Actually, the answer is simple enough in hindsight. The indices consist of two 4-bit numbers. The lower four bits encode the note from C to B, the upper four bits encode the octave. I'm leaving the rest of the answer just because it documents the process of arriving at that result; you won't need any of that.


Much of the world's music, almost all Western music, and practically all computer game music is based on semitones. Two frequencies that form a semitone interval differ by a factor of $\sqrt[12]2\approx1.06$.

In your data, the interval between any two of the first seven frequencies is a semitone; the interval between notes $6$ and $24$ is $12\log_2(51774/23042)\approx14$ semitones, and so on, the next three intervals comprising $18$, $22$ and $14$ semitones, respectively. The last one doesn't come out close to an integral number of semitones; perhaps there's a typo in the last frequency?

[Edit in response to comment:]

Here's a correspondence between indices and semitones of the values you've given, except the upper two that seem to be less exact:

$$ \begin{array}{} 0&1&2&3&4&5&6&24&50&73&80&89&98\\\hline 0&1&2&3&4&5&6&20&38&57&60&69&74 \end{array} $$

Here's a fit based on that correspondence. The fit is as exact as you could wish for, given that you know there are rounding errors in your data. The $R^2$ value is $0.999999$, the resulting function for mapping semitones (not indices) to frequencies is $16273.4\mathrm e^{0.057792x}$, and the coefficient $0.057792$ in the exponent is approximately $\frac1{12}\log2\approx0.057762$, as it should be. Thus, if you can complete that correspondence between indices and semitones, you can get the frequencies to a good accuracy. However, it's not obvious from the values you've provided so far how to complete this correspondence – at the lower end of the spectrum the indices appear to correspond directly to semitones, but then later they seem to move in irregular steps, with $18$ indices corresponding to $14$ semitones, then $26$ to $18$, $23$ to $19$, $7$ to $3$, $9$ to $9$ and $9$ to $5$. You'll probably have to measure more values to make sense of that – if you don't want to measure too many, you could start with some between $73$ and $80$, corresponding to semitones $57$ to $60$, since that would allow you to see whether two indices map to the same semitone or whether there are fractional semitone steps in between.

I don't know whether it's a coincidence, but your index $73$, corresponding to semitone $57$, appears to correspond to your A; at $439.2$ Hz, its frequency is slightly below $440$ Hz, and all the other frequencies are "too low" (with respect to the $440$ Hz pitch standard) by a similar factor.

10
On

It may seem a good guess to assume that these are statndard frequencies of musical notes from the musical scale.
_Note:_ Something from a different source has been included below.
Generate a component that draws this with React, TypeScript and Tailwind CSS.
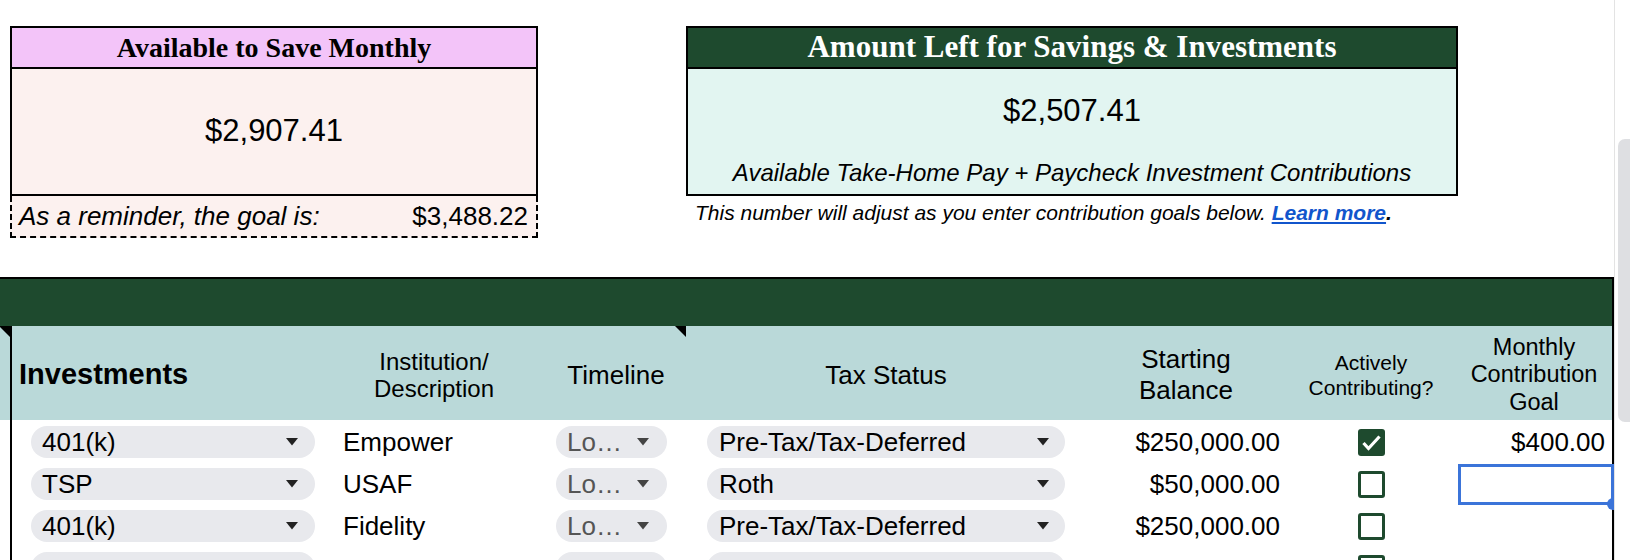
const GREEN = "bg-[#1e4a2e]";

function Arrow({ color = "#222" }: { color?: string }) {
  return (
    <svg width="12" height="8" viewBox="0 0 12 8" className="shrink-0">
      <path d="M0 0h12L6 7.5z" fill={color} />
    </svg>
  );
}

function Corner() {
  // note indicator in the top-right of a cell
  return (
    <svg width="11" height="11" viewBox="0 0 11 11" className="absolute right-0 top-0">
      <path d="M0 0h11v11z" fill="#000" />
    </svg>
  );
}

function CheckBox({ on }: { on?: boolean }) {
  if (on) {
    return (
      <div className="flex h-[27px] w-[27px] items-center justify-center rounded-[3px] bg-[#1e4a2e]">
        <svg width="21" height="17" viewBox="0 0 21 17">
          <path d="M2.5 9l5 5.5L18.5 2.5" fill="none" stroke="#fff" strokeWidth="3.2" />
        </svg>
      </div>
    );
  }
  return <div className="h-[27px] w-[27px] rounded-[3px] border-[3px] border-[#1e4a2e] bg-white" />;
}

type Row = {
  type: string;
  inst: string;
  tax: string;
  bal: string;
  on?: boolean;
  goal?: string;
  sel?: boolean;
};

const rows: Row[] = [
  { type: "401(k)", inst: "Empower", tax: "Pre-Tax/Tax-Deferred", bal: "$250,000.00", on: true, goal: "$400.00" },
  { type: "TSP", inst: "USAF", tax: "Roth", bal: "$50,000.00", sel: true },
  { type: "401(k)", inst: "Fidelity", tax: "Pre-Tax/Tax-Deferred", bal: "$250,000.00" },
  { type: "", inst: "", tax: "", bal: "" },
];

function DataRow({ r, blank }: { r: Row; blank?: boolean }) {
  return (
    <div className="flex h-[42px] shrink-0 bg-white text-[26px]">
      <div className="w-[10px]" />
      <div className="flex w-[312px] items-center border-l-2 border-black pt-[2px]">
        <div className="ml-[19px] flex h-[32px] w-[284px] items-center justify-between rounded-full bg-[#e8e9ed] pl-[11px] pr-[17px]">
          <span>{r.type}</span>
          <Arrow />
        </div>
      </div>
      <div className="flex w-[224px] items-center pl-[21px] pt-[2px]">{r.inst}</div>
      <div className="flex w-[140px] items-center pt-[2px]">
        <div className="ml-[10px] flex h-[32px] w-[111px] items-center justify-between rounded-full bg-[#e8e9ed] pl-[11px] pr-[18px] text-[#555]">
          <span>{blank ? "" : "Lo…"}</span>
          <Arrow color="#444" />
        </div>
      </div>
      <div className="flex w-[400px] items-center pt-[2px]">
        <div className="ml-[21px] flex h-[32px] w-[358px] items-center justify-between rounded-full bg-[#e8e9ed] pl-[12px] pr-[16px]">
          <span>{r.tax}</span>
          <Arrow />
        </div>
      </div>
      <div className="flex w-[200px] items-center justify-end pr-[6px] pt-[2px]">{r.bal}</div>
      <div className="flex w-[170px] items-center justify-center pt-[2px]">
        <CheckBox on={r.on} />
      </div>
      <div className="relative flex w-[156px] items-center justify-end pr-[7px] pt-[2px]">
        {r.goal}
        {r.sel && (
          <div className="absolute bottom-[-1px] left-[2px] right-[-2px] top-[2px] border-[3px] border-[#3b74d9]">
            <div className="absolute bottom-[-8px] right-[-8px] h-[12px] w-[12px] rounded-full bg-[#3b74d9]" />
          </div>
        )}
      </div>
    </div>
  );
}

export default function App() {
  return (
    <div className="flex h-[560px] w-[1630px] overflow-hidden bg-white font-['Liberation_Sans',Arial,sans-serif] text-black">
      <div className="flex w-[1614px] shrink-0 flex-col overflow-hidden">
        {/* summary boxes */}
        <div className="flex h-[277px] shrink-0 items-start pl-[10px] pt-[26px]">
          <div className="w-[528px]">
            <div className="border-2 border-black bg-[#fcf1ef]">
              <div className="flex h-[41px] items-center justify-center border-b-2 border-black bg-[#f3c4f9] font-['Liberation_Serif',Georgia,serif] text-[28px] font-bold">
                Available to Save Monthly
              </div>
              <div className="flex h-[125px] items-center justify-center text-[31px]">$2,907.41</div>
            </div>
            <div className="flex h-[42px] items-center justify-between border-2 border-t-0 border-dashed border-black bg-[#fcf1ef] pl-[7px] pr-[8px] text-[26px]">
              <span className="italic">As a reminder, the goal is:</span>
              <span>$3,488.22</span>
            </div>
          </div>

          <div className="ml-[148px] w-[772px]">
            <div className="border-2 border-black">
              <div className={`flex h-[41px] items-center justify-center border-b-2 border-black ${GREEN} font-['Liberation_Serif',Georgia,serif] text-[31px] font-bold text-white`}>
                Amount Left for Savings &amp; Investments
              </div>
              <div className="flex h-[125px] flex-col items-center bg-[#e2f5f1] pt-[24px]">
                <div className="text-[31px] leading-[36px]">$2,507.41</div>
                <div className="mt-[30px] text-[24px] italic leading-[28px]">
                  Available Take-Home Pay + Paycheck Investment Contributions
                </div>
              </div>
            </div>
            <div className="mt-[4px] whitespace-nowrap pl-[9px] text-[21px] italic leading-[26px]">
              This number will adjust as you enter contribution goals below.{" "}
              <span className="font-bold text-[#1155cc] underline">Learn more</span>
              <span className="font-bold">.</span>
            </div>
          </div>
        </div>

        {/* investments table */}
        <div className="flex flex-col border-r-2 border-t-2 border-black">
          <div className={`h-[47px] shrink-0 ${GREEN}`} />
          <div className="flex h-[94px] shrink-0 bg-[#bad9d9] text-center">
            <div className="relative w-[10px]">
              <Corner />
            </div>
            <div className="flex w-[312px] items-center border-l-2 border-black pl-[7px] pt-[4px] text-[29px] font-bold">
              Investments
            </div>
            <div className="flex w-[224px] items-center justify-center pt-[4px] text-[24px] leading-[27px]">
              Institution/
              <br />
              Description
            </div>
            <div className="relative flex w-[140px] items-center justify-center pt-[4px] text-[26px]">
              Timeline
              <Corner />
            </div>
            <div className="flex w-[400px] items-center justify-center pt-[4px] text-[26px]">Tax Status</div>
            <div className="flex w-[200px] items-center justify-center pt-[4px] text-[26px] leading-[31px]">
              Starting
              <br />
              Balance
            </div>
            <div className="flex w-[170px] items-center justify-center pt-[4px] text-[21px] leading-[25px]">
              Actively
              <br />
              Contributing?
            </div>
            <div className="flex w-[156px] items-center justify-center pt-[4px] text-[23.5px] leading-[27.5px]">
              Monthly
              <br />
              Contribution
              <br />
              Goal
            </div>
          </div>
          {rows.map((r, i) => (
            <DataRow key={i} r={r} blank={i === 3} />
          ))}
        </div>
      </div>

      {/* scrollbar */}
      <div className="w-[16px] shrink-0 border-l border-[#e3e3e3] pl-[3px] pt-[139px]">
        <div className="h-[283px] w-[20px] rounded-[7px] bg-[#dedfe2]" />
      </div>
    </div>
  );
}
To have a formula that is as simple as possible, we shall assume the equal-tempered scale, where each note differs from the base note $a=440\,\text{Hz}$ by a factor of $(\sqrt[12]{2})^k$ for some integer $k$. Especially, we have a factor of $2$ for every twelve steps. Unfortunalety, this does not match at all with your given data. For example 127 seems to be slightly above $a''$ (i.e. $a$ plus $24.35$ half tones) and 98 seems to be slightly below $d''$(i.e. $a$ plus $16.95$ half tones). The index difference of $29$ seems to be too big for the seven half tone steps. Apparently whatever process ultimately converts the indices to an audible sound has some builtin nonlinearity.

EDIT: After dropping the value for 127 and using Wolfram alpha, I suggest $$f(k)\approx\exp(0.0430399 x+9.74885)$$ as a simple fit. Observe that this corresponds to a musical scale having $\approx16$ instead of $12$ steps, so four steps correspond to three conventional half-tone steps. This would allow to produce somewhat accurately for example C, D#, F#, A, but the others not so well. Then again, the 12 step scale is not the answer to all questions.

5
On

I think I've cracked it. Take your index $i$ $(0 \le i \le 127)$, and express it in hex. Then the high nibble $\lfloor i / 16\rfloor$ is the octave, and the low nibble $i$ mod $16$ is the number of semitones (0-11) above C in that octave. If this is right, then indexes with a low nibble greater than 11 (hex 'B') are simply invalid (and presumably they are never used). This would include the anomalous 126 and 127.

index 0 represents four octaves below middle C.

This doesn't explain all your figures to the last digit, but it will certainly be good enough for your average game player. Perhaps these figures are not well-tempered at all, but optimised for a certain key. I might try to find which key that is if I find myself with some free time :-)

With this in mind, can you post the frequencies for 7, 8, 9, 10, and 11, please?